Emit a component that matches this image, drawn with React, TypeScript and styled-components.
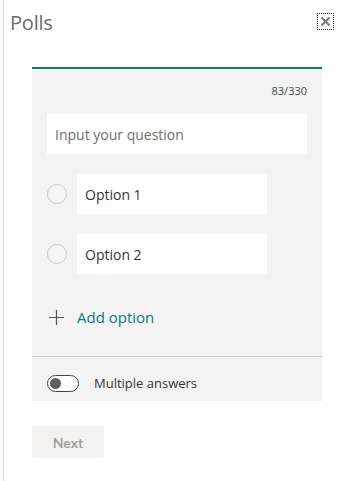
import React from 'react'
import styled, { createGlobalStyle } from 'styled-components'

const GlobalStyle = createGlobalStyle`
  html, body {
    margin: 0;
    padding: 0;
    background: #fff;
  }
  body {
    font-family: 'Open Sans', 'Noto Sans', sans-serif;
    color: #333;
  }
`

const Panel = styled.div`
  margin-left: 3px;
  border-left: 1px solid #d8d8d8;
  min-height: 100vh;
  box-sizing: border-box;
`

const Header = styled.div`
  display: flex;
  justify-content: space-between;
  align-items: flex-start;
  height: 67px;
  padding: 8px 14px 0 6px;
  box-sizing: border-box;
`

const Title = styled.h1`
  margin: 0;
  font-size: 20px;
  font-weight: 400;
  color: #6b6b6b;
  letter-spacing: -0.2px;
  line-height: 30px;
`

const CloseButton = styled.button`
  width: 15px;
  height: 15px;
  margin-top: 6px;
  padding: 0;
  border: none;
  background: transparent;
  outline: 1px dotted #222;
  display: flex;
  align-items: center;
  justify-content: center;
`

const Content = styled.div`
  padding: 0 25px 0 28px;
`

const Card = styled.div`
  border-top: 2px solid #077b7e;
  background: #f3f3f3;
  padding: 14px 15px 0 15px;
`

const Counter = styled.div`
  text-align: right;
  font-size: 11px;
  line-height: 16px;
  color: #3c4a4c;
`

const TextBox = styled.div<{ $width?: string }>`
  height: 40px;
  width: ${p => p.$width ?? '100%'};
  background: #fff;
  display: flex;
  align-items: center;
  padding-left: 8px;
  box-sizing: border-box;
  font-size: 14px;
`

const Placeholder = styled.span`
  color: #6e6e6e;
`

const QuestionBox = styled(TextBox)`
  margin-top: 15px;
`

const OptionList = styled.div`
  display: flex;
  flex-direction: column;
  gap: 20px;
  margin-top: 20px;
`

const OptionRow = styled.div`
  display: flex;
  align-items: center;
  gap: 10px;
`

const Radio = styled.span`
  width: 18px;
  height: 18px;
  border: 1px solid #c8c8c8;
  border-radius: 50%;
  background: #f6f6f6;
`

const AddOption = styled.div`
  display: flex;
  align-items: center;
  gap: 13px;
  margin-top: 31px;
  margin-left: 2px;
  color: #077b7e;
  font-size: 15px;
  line-height: 24px;
`

const Divider = styled.div`
  height: 1px;
  background: #c8c8c8;
  margin: 27px -15px 0;
`

const ToggleRow = styled.div`
  display: flex;
  align-items: center;
  gap: 15px;
  padding: 17px 0 9px;
  font-size: 13px;
  color: #333;
`

const Toggle = styled.span`
  width: 32px;
  height: 17px;
  border: 1px solid #444;
  border-radius: 9px;
  box-sizing: border-box;
  display: flex;
  align-items: center;
  padding-left: 2px;
  background: #fff;
`

const Knob = styled.span`
  width: 11px;
  height: 11px;
  border-radius: 50%;
  background: #5f5f5f;
`

const NextButton = styled.button`
  margin-top: 25px;
  width: 72px;
  height: 32px;
  border: none;
  border-radius: 3px;
  background: #f3f2f1;
  color: #a19f9d;
  font-family: Lato, 'Open Sans', sans-serif;
  font-weight: 700;
  font-size: 14px;
`

export default function App() {
  return (
    <>
      <GlobalStyle />
      <Panel>
        <Header>
          <Title>Polls</Title>
          <CloseButton aria-label="Close">
            <svg width="11" height="11" viewBox="0 0 11 11">
              <path d="M1.5 1.5 L9.5 9.5 M9.5 1.5 L1.5 9.5" stroke="#7a7a7a" strokeWidth="2.2" />
            </svg>
          </CloseButton>
        </Header>
        <Content>
          <Card>
            <Counter>83/330</Counter>
            <QuestionBox>
              <Placeholder>Input your question</Placeholder>
            </QuestionBox>
            <OptionList>
              {['Option 1', 'Option 2'].map(o => (
                <OptionRow key={o}>
                  <Radio />
                  <TextBox $width="190px">{o}</TextBox>
                </OptionRow>
              ))}
            </OptionList>
            <AddOption>
              <svg width="15" height="15" viewBox="0 0 15 15">
                <path d="M7.5 0 V15 M0 7.5 H15" stroke="#555" strokeWidth="1.2" />
              </svg>
              Add option
            </AddOption>
            <Divider />
            <ToggleRow>
              <Toggle>
                <Knob />
              </Toggle>
              Multiple answers
            </ToggleRow>
          </Card>
          <NextButton disabled>Next</NextButton>
        </Content>
      </Panel>
    </>
  )
}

※

Requirements —
Leave every image out, and retype the material exactly.

Final result —
Emit a component that matches this image, drawn with React, TypeScript and styled-components.
import React from 'react'
import styled, { createGlobalStyle } from 'styled-components'

const GlobalStyle = createGlobalStyle`
  html, body {
    margin: 0;
    padding: 0;
    background: #fff;
  }
  body {
    font-family: 'Open Sans', 'Noto Sans', sans-serif;
    color: #333;
  }
`

const Panel = styled.div`
  margin-left: 3px;
  border-left: 1px solid #d8d8d8;
  min-height: 100vh;
  box-sizing: border-box;
`

const Header = styled.div`
  display: flex;
  justify-content: space-between;
  align-items: flex-start;
  height: 67px;
  padding: 8px 14px 0 6px;
  box-sizing: border-box;
`

const Title = styled.h1`
  margin: 0;
  font-size: 20px;
  font-weight: 400;
  color: #6b6b6b;
  letter-spacing: -0.2px;
  line-height: 30px;
`

const CloseButton = styled.button`
  width: 15px;
  height: 15px;
  margin-top: 6px;
  padding: 0;
  border: none;
  background: transparent;
  outline: 1px dotted #222;
  display: flex;
  align-items: center;
  justify-content: center;
`

const Content = styled.div`
  padding: 0 25px 0 28px;
`

const Card = styled.div`
  border-top: 2px solid #077b7e;
  background: #f3f3f3;
  padding: 14px 15px 0 15px;
`

const Counter = styled.div`
  text-align: right;
  font-size: 11px;
  line-height: 16px;
  color: #3c4a4c;
`

const TextBox = styled.div<{ $width?: string }>`
  height: 40px;
  width: ${p => p.$width ?? '100%'};
  background: #fff;
  display: flex;
  align-items: center;
  padding-left: 8px;
  box-sizing: border-box;
  font-size: 14px;
`

const Placeholder = styled.span`
  color: #6e6e6e;
`

const QuestionBox = styled(TextBox)`
  margin-top: 15px;
`

const OptionList = styled.div`
  display: flex;
  flex-direction: column;
  gap: 20px;
  margin-top: 20px;
`

const OptionRow = styled.div`
  display: flex;
  align-items: center;
  gap: 10px;
`

const Radio = styled.span`
  width: 18px;
  height: 18px;
  border: 1px solid #c8c8c8;
  border-radius: 50%;
  background: #f6f6f6;
`

const AddOption = styled.div`
  display: flex;
  align-items: center;
  gap: 13px;
  margin-top: 31px;
  margin-left: 2px;
  color: #077b7e;
  font-size: 15px;
  line-height: 24px;
`

const Divider = styled.div`
  height: 1px;
  background: #c8c8c8;
  margin: 27px -15px 0;
`

const ToggleRow = styled.div`
  display: flex;
  align-items: center;
  gap: 15px;
  padding: 17px 0 9px;
  font-size: 13px;
  color: #333;
`

const Toggle = styled.span`
  width: 32px;
  height: 17px;
  border: 1px solid #444;
  border-radius: 9px;
  box-sizing: border-box;
  display: flex;
  align-items: center;
  padding-left: 2px;
  background: #fff;
`

const Knob = styled.span`
  width: 11px;
  height: 11px;
  border-radius: 50%;
  background: #5f5f5f;
`

const NextButton = styled.button`
  margin-top: 25px;
  width: 72px;
  height: 32px;
  border: none;
  border-radius: 3px;
  background: #f3f2f1;
  color: #a19f9d;
  font-family: Lato, 'Open Sans', sans-serif;
  font-weight: 700;
  font-size: 14px;
`

export default function App() {
  return (
    <>
      <GlobalStyle />
      <Panel>
        <Header>
          <Title>Polls</Title>
          <CloseButton aria-label="Close">
            <svg width="11" height="11" viewBox="0 0 11 11">
              <path d="M1.5 1.5 L9.5 9.5 M9.5 1.5 L1.5 9.5" stroke="#7a7a7a" strokeWidth="2.2" />
            </svg>
          </CloseButton>
        </Header>
        <Content>
          <Card>
            <Counter>83/330</Counter>
            <QuestionBox>
              <Placeholder>Input your question</Placeholder>
            </QuestionBox>
            <OptionList>
              {['Option 1', 'Option 2'].map(o => (
                <OptionRow key={o}>
                  <Radio />
                  <TextBox $width="190px">{o}</TextBox>
                </OptionRow>
              ))}
            </OptionList>
            <AddOption>
              <svg width="15" height="15" viewBox="0 0 15 15">
                <path d="M7.5 0 V15 M0 7.5 H15" stroke="#555" strokeWidth="1.2" />
              </svg>
              Add option
            </AddOption>
            <Divider />
            <ToggleRow>
              <Toggle>
                <Knob />
              </Toggle>
              Multiple answers
            </ToggleRow>
          </Card>
          <NextButton disabled>Next</NextButton>
        </Content>
      </Panel>
    </>
  )
}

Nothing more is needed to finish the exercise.